We know that youth comprise 65% of the population in most countries of the Middle East. This "youth bulge" will continue for the next two decades. Free elections and the right of political expression will fall on deaf ears if there are no jobs and youth continue to feel that there is no hope for the future. The recent arrival of over 4000 Tunisian "boat people" in Sicily, most of them youth, indicates that democratic freedoms alone will not solve the problems of the Arab world and the larger Middle East.

The European Union is concluding a favorable new trade treaty with Tunisia in the hopes of stemming a large flow of refugees to the shores of the northern Mediterranean The UN, US, and EU, working together with prosperous Muslim majority countries, such as Turkey, Malaysia, Saudi Arabia and Indonesia, should work to address the problems associated with this last phase of democratization. If the new democracies are to be consolidated, they will need outside assistance. Those countries in the West and elsewhere that support democracy should not view what's occurring in the Arab world as a "spectator sport."

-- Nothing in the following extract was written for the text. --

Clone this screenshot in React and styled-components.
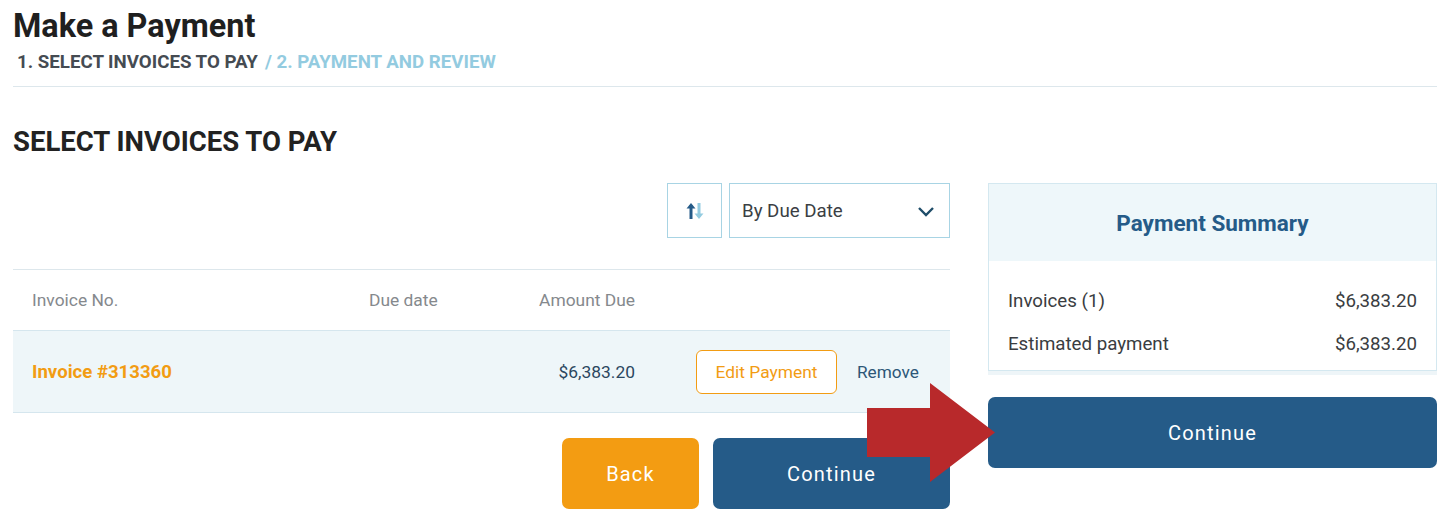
import React from 'react'
import styled, { createGlobalStyle } from 'styled-components'

const Global = createGlobalStyle`
  html, body { margin: 0; padding: 0; background: #fff; }
  body { font-family: Roboto, "Liberation Sans", sans-serif; color: #222; }
  * { box-sizing: border-box; }
`

const Page = styled.div`
  position: relative;
  width: 1448px;
  height: 521px;
  padding: 6px 11px 0 13px;
  overflow: hidden;
`

const Title = styled.h1`
  margin: 0;
  font-size: 32.4px;
  line-height: 40px;
  font-weight: 700;
  color: #1f1f1f;
`

const Steps = styled.div`
  margin: 4px 0 0 4px;
  font-size: 18.7px;
  line-height: 24px;
  font-weight: 700;
  text-transform: uppercase;
  display: flex;
  gap: 7px;
`

const Step = styled.span`
  color: ${({ $active }) => ($active ? '#454b52' : '#93cbe0')};
`

const Rule = styled.hr`
  margin: 12px 0 0;
  border: 0;
  border-top: 1px solid #dde7ec;
`

const SectionTitle = styled.h2`
  margin: 39px 0 0;
  font-size: 27.5px;
  line-height: 32px;
  font-weight: 700;
  color: #222;
`

const Main = styled.div`
  margin-top: 25px;
  display: grid;
  grid-template-columns: 937px 449px;
  gap: 38px;
  align-items: start;
`

const Toolbar = styled.div`
  display: flex;
  justify-content: flex-end;
  gap: 7px;
`

const SortButton = styled.button`
  width: 55px;
  height: 55px;
  border: 1px solid #a8d4e4;
  background: #fff;
  display: flex;
  align-items: center;
  justify-content: center;
  padding: 0;
`

const Select = styled.div`
  width: 221px;
  height: 55px;
  border: 1px solid #a8d4e4;
  display: flex;
  align-items: center;
  justify-content: space-between;
  padding: 0 14px 0 12px;
  font-size: 18.7px;
  color: #3b3f44;
`

const Table = styled.div`
  margin-top: 31px;
  border-top: 1px solid #dde7ec;
`

const Row = styled.div`
  display: grid;
  grid-template-columns: 337px 130px 136px 1fr;
  align-items: center;
  padding-left: 19px;
  height: ${({ $head }) => ($head ? '60px' : '83px')};
  background: ${({ $head }) => ($head ? '#fff' : '#eef6f9')};
  border-top: ${({ $head }) => ($head ? '0' : '1px solid #d5e6ee')};
  border-bottom: ${({ $head }) => ($head ? '0' : '1px solid #d5e6ee')};
`

const HeadCell = styled.div`
  font-size: 17.4px;
  color: #85898d;
  text-align: ${({ $right }) => ($right ? 'right' : 'left')};
`

const InvoiceLink = styled.div`
  font-size: 18.6px;
  font-weight: 700;
  color: #f29c13;
`

const Amount = styled.div`
  font-size: 17.4px;
  color: #2b4760;
  text-align: right;
`

const Actions = styled.div`
  display: flex;
  align-items: center;
  padding-left: 61px;
  gap: 20px;
`

const EditButton = styled.button`
  height: 44px;
  width: 141px;
  border: 1px solid #f29c13;
  border-radius: 6px;
  background: #fff;
  color: #f29c13;
  font-family: inherit;
  font-size: 17.4px;
`

const LinkButton = styled.span`
  font-size: 17.2px;
  color: #2d5778;
`

const ButtonRow = styled.div`
  margin-top: 25px;
  display: flex;
  justify-content: flex-end;
  gap: 14px;
`

const Button = styled.button`
  height: 71px;
  width: ${({ $w }) => $w || '100%'};
  border: 0;
  border-radius: 7px;
  background: ${({ $variant }) => ($variant === 'back' ? '#f39c12' : '#255b88')};
  color: #fff;
  font-family: inherit;
  font-size: 20px;
  font-weight: 400;
  letter-spacing: 1.2px;
`

const Card = styled.div`
  border: 1px solid #d4e8f0;
  box-shadow: 0 4px 0 #eef5f8;
  margin-bottom: 26px;
`

const CardHead = styled.div`
  height: 77px;
  background: #eef7fa;
  display: flex;
  align-items: center;
  justify-content: center;
  font-size: 22.5px;
  font-weight: 700;
  color: #255b88;
`

const CardBody = styled.div`
  padding: 19px 19px 4px;
`

const SumRow = styled.div`
  display: flex;
  justify-content: space-between;
  font-size: 18.7px;
  line-height: 43px;
  color: #3a3d41;
`

const Arrow = styled.svg`
  position: absolute;
  left: 867px;
  top: 383px;
`

export default function App() {
  return (
    <Page>
      <Global />
      <Title>Make a Payment</Title>
      <Steps>
        <Step $active>1. Select invoices to pay</Step>
        <Step>/ 2. Payment and review</Step>
      </Steps>
      <Rule />
      <SectionTitle>SELECT INVOICES TO PAY</SectionTitle>
      <Main>
        <div>
          <Toolbar>
            <SortButton aria-label="Sort">
              <svg width="22" height="22" viewBox="0 0 22 22">
                <path d="M7 19V5" stroke="#255b88" strokeWidth="3" />
                <path d="M2.5 8.5L7 3l4.5 5.5z" fill="#255b88" />
                <path d="M15 3v14" stroke="#93cbe0" strokeWidth="3" />
                <path d="M10.5 13.5L15 19l4.5-5.5z" fill="#93cbe0" />
              </svg>
            </SortButton>
            <Select>
              By Due Date
              <svg width="18" height="12" viewBox="0 0 18 12">
                <path d="M2 3l7 7 7-7" stroke="#1f4d69" strokeWidth="2.4" fill="none" />
              </svg>
            </Select>
          </Toolbar>
          <Table>
            <Row $head>
              <HeadCell>Invoice No.</HeadCell>
              <HeadCell>Due date</HeadCell>
              <HeadCell $right>Amount Due</HeadCell>
              <div />
            </Row>
            <Row>
              <InvoiceLink>Invoice #313360</InvoiceLink>
              <div />
              <Amount>$6,383.20</Amount>
              <Actions>
                <EditButton>Edit Payment</EditButton>
                <LinkButton>Remove</LinkButton>
              </Actions>
            </Row>
          </Table>
          <ButtonRow>
            <Button $variant="back" $w="137px">Back</Button>
            <Button $w="237px">Continue</Button>
          </ButtonRow>
        </div>
        <div>
          <Card>
            <CardHead>Payment Summary</CardHead>
            <CardBody>
              <SumRow>
                <span>Invoices (1)</span>
                <span>$6,383.20</span>
              </SumRow>
              <SumRow>
                <span>Estimated payment</span>
                <span>$6,383.20</span>
              </SumRow>
            </CardBody>
          </Card>
          <Button>Continue</Button>
        </div>
      </Main>
      <Arrow width="129" height="100" viewBox="0 0 129 100">
        <path d="M0 25H63V0L128 49.5L63 99V74H0Z" fill="#b8292b" />
      </Arrow>
    </Page>
  )
}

The Arab world is on the cusp of a possible sea change in its internal politics. The forces of democracy there need external support. Democracy flourishes when its enjoys a supportive political culture. "Democracy without bread" is a recipe for radical elements to manipulate politics with an aim of suppressing hard won freedoms and imposing authoritarian rule. We only need remember the collapse of the Weimar Republic and the rise of the Nazi Party in 1933 after a lengthy period of economic suffering by the German people.

1 comment:

Anonymous said...

Prof. Davis, I am reading with great interest your comments on the developments in the Arab world. But I think without the experience of party politics those regime changes are still very fragile and I am afraid from this transformations will benefit again the insiders, since the opposition does not have a rationale to be united now. I agree with you that US and EU should help them, but given that they are both in trouble it will be hard to provide carrots for all of these Arab countries.